A total of 12.6 million m2 of office space was leased in 2022, a 15% jump on the 10.9 million m2 leased in 2021, and sitting well above the fifteen-year average of 10.3 million m2.
 
The growth in activity was evident across the majority of markets with 23 out of 30 markets tracked reporting year-on-year growth in leasing activity. Major markets including Milan (+37%), Warsaw (+34%), Madrid (+32%), Paris (+26%) and London (+22%) all showed robust levels of activity.
 
‘As occupancy levels pick-up, occupiers are focussed on taking the best-in-class space in the most desirable locations to attract and retain staff and ensure they have the right space to enable more flexible ways of working as well as ensuring there is the right space for collaboration, staff wellbeing and connectivity,’ said Nigel Almond, head of data analytics at Cushman & Wakefield. ‘With a growing number of countries now demanding tighter environmental standards, occupiers are focussed on securing space in buildings that meet the highest standards.’
 
The drive for good quality space has helped drive rental increases on prime offices, which rose by 6.2% year-on-year in Q4 2022 compared with just 1.7% in Q4 2021. This was the strongest annualised reading since mid-2008.
 
Almond added: ‘The demand for new space has not been at the expense of downsizing. Across the markets tracked net absorption levels was positive across Europe in every quarter in 2022, having been largely negative since mid-2020. Quarterly absorption averaged over 643,000 m2 in 2022, well above the ten-year average of 530,000 m2.’
 
The total amount of space available for occupation across Europe showed a modest 0.7% increase year-on-year to 22.6 million m2, equivalent to 8.1% of total stock.
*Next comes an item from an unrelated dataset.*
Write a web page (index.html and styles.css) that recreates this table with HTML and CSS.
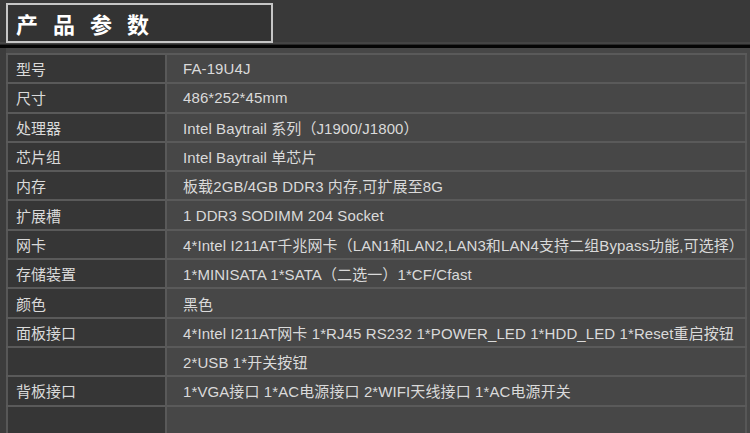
FILE: index.html
```html
<!DOCTYPE html>
<html lang="zh-CN">
<head>
  <meta charset="UTF-8" />
  <meta name="viewport" content="width=device-width, initial-scale=1.0" />
  <title>产品参数</title>
  <link rel="stylesheet" href="styles.css">
</head>
<body>
  <header class="top">
    <h1 class="title">产品参数</h1>
  </header>
  <div class="rule"></div>

  <div class="sheet">
    <table class="spec">
      <tr><td class="key">型号</td><td>FA-19U4J</td></tr>
      <tr><td class="key">尺寸</td><td>486*252*45mm</td></tr>
      <tr><td class="key">处理器</td><td>Intel Baytrail 系列（J1900/J1800）</td></tr>
      <tr><td class="key">芯片组</td><td>Intel Baytrail 单芯片</td></tr>
      <tr><td class="key">内存</td><td>板载2GB/4GB DDR3 内存,可扩展至8G</td></tr>
      <tr><td class="key">扩展槽</td><td>1 DDR3 SODIMM 204 Socket</td></tr>
      <tr><td class="key">网卡</td><td>4*Intel I211AT千兆网卡（LAN1和LAN2,LAN3和LAN4支持二组Bypass功能,可选择）</td></tr>
      <tr><td class="key">存储装置</td><td>1*MINISATA 1*SATA（二选一）1*CF/Cfast</td></tr>
      <tr><td class="key">颜色</td><td>黑色</td></tr>
      <tr><td class="key">面板接口</td><td>4*Intel I211AT网卡 1*RJ45 RS232 1*POWER_LED 1*HDD_LED 1*Reset重启按钮</td></tr>
      <tr><td class="key"></td><td>2*USB 1*开关按钮</td></tr>
      <tr><td class="key">背板接口</td><td>1*VGA接口 1*AC电源接口 2*WIFI天线接口 1*AC电源开关</td></tr>
      <tr class="filler"><td class="key"></td><td></td></tr>
    </table>
  </div>
</body>
</html>
```

FILE: styles.css
```css
body {
  margin: 0;
  padding: 0;
  background-color: #474747;
  font-family: "Liberation Sans", "Noto Sans CJK SC", sans-serif;
  color: #dadada;
  height: 433px;
  overflow: hidden;
}
.top {
  background-color: #393939;
  height: 44px;
  padding: 3px 0 0 6px;
  box-sizing: border-box;
  border-bottom: 2px solid #444;
}
.title {
  margin: 0;
  width: 267px;
  height: 40px;
  box-sizing: border-box;
  border: 2px solid #c6c6c6;
  background-color: #333;
  color: #fff;
  font-family: "Noto Sans CJK SC", sans-serif;
  font-size: 22px;
  font-weight: bold;
  line-height: 36px;
  padding-left: 8px;
  letter-spacing: 15px;
}
.rule {
  height: 3px;
  background-color: #050505;
  border-top: 1px solid #2a2a2a;
}
.sheet {
  padding: 5px 3px 0 6px;
  background: linear-gradient(to right, #3c3c3c 0, #3c3c3c 6px, #474747 6px);
}
.spec {
  width: 100%;
  table-layout: fixed;
  border-collapse: collapse;
  border: 2px solid #575757;
  border-bottom: none;
  font-size: 15px;
}
.spec td {
  height: 27.3px;
  padding: 0 0 0 16px;
  border-top: 2px solid #5a5a5a;
  background-color: #474747;
  white-space: nowrap;
  letter-spacing: 0.1px;
}
.spec td.key {
  width: 149px;
  padding-left: 8px;
  background-color: #363636;
  border-right: 2px solid #595959;
  letter-spacing: 0;
}
.spec .filler td {
  height: 40px;
}
```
This ratio has been stable at this level over the previous four quarters.

Luxembourg has the lowest ratio of available space to stock at 4.2% with three German markets – Hamburg (4.4%), Berlin (4.7%) and Munich (5.2%) – in the lowest five markets, with Paris fifth at 5.5%. Many cities are benefiting from stronger levels of take-up and limited construction activity, which is helping to keep the amount of available space at relatively low levels.
 
Completion levels have been falling recently as well as construction activity. A total of 4.3 million m2 of new space was completed in 2022, down from 4.8 million m2 in 2021, with the amount of space under construction totalling 15.2 million m2 at the end of 2022, equivalent to 5.4% of stock. ‘The is the lowest rate since 2017 and will help insulate the market from what is expected to be a more challenging environment in 2023,’ C&W said.